A strategy update in February will be his big chance to provide the clarity that is desperately sought by shareholders. He is expected to abandon a goal to scale back oil and gas production by 25 per cent by the end of the decade, a central tenet of the pivot towards greener types of energy that, as finance chief alongside Bernard Looney, he helped to set BP on the road towards. A formal target to allocate half its capital expenditure to low-carbon projects by the end of the decade is also expected to be scrapped.
Auchincloss, 54, has already indicated the direction of travel. Most recently its seven offshore wind projects were carved out into a joint venture with Jera, Japan’s largest power generation company. In effect this will lower the capital expenditure to be allocated by BP to its offshore wind pipeline. Meanwhile a big drilling project in the Gulf of Mexico that was approved in July is capable of producing about 80,000 barrels of oil a day.

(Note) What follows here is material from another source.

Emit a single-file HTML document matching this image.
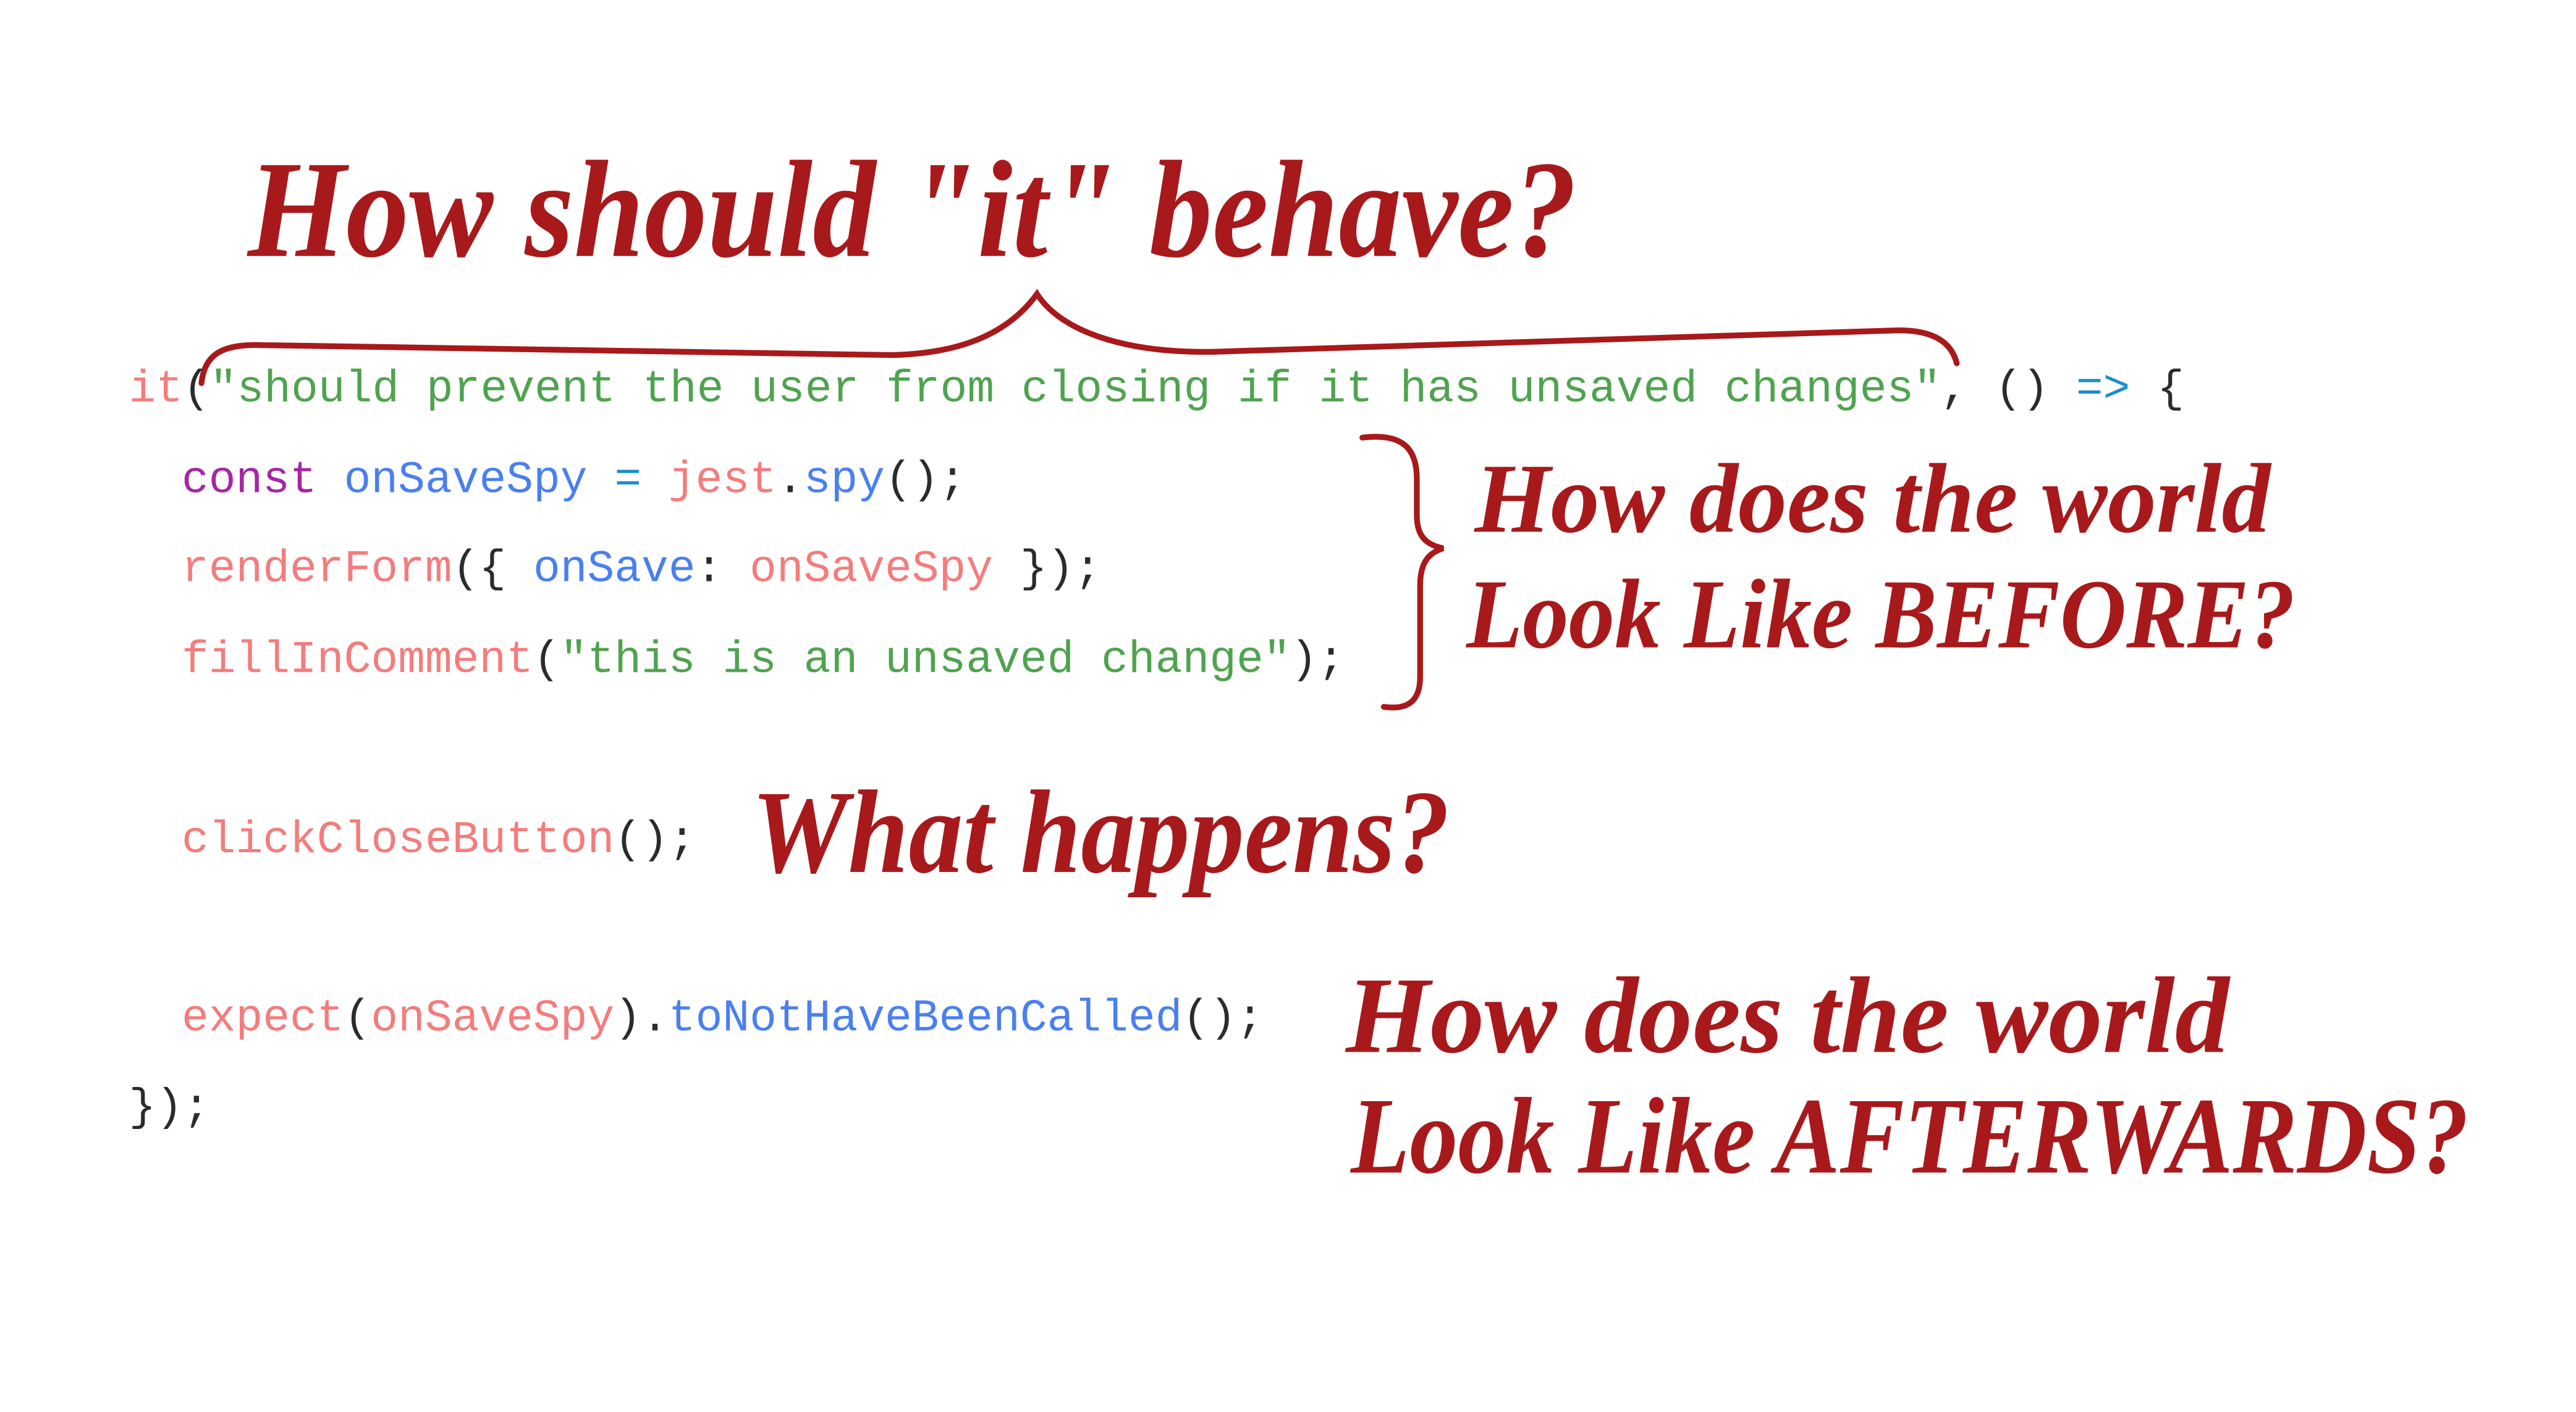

The chief executive is no stranger to operating in the top ranks of the business through periods of adversity, working as chief of staff to Bob Dudley, another former BP boss, after the Gulf of Mexico Deepwater Horizon disaster in 2010.
This, though, is his most high-profile test yet. The shares have underperformed both Shell and the American oil majors, which has left BP valued at a discount to its peers in the oil and gas sector. If Auchincloss fails to win back the market’s confidence, the whispers of takeover rumours that have swirled around the company look likely to get louder.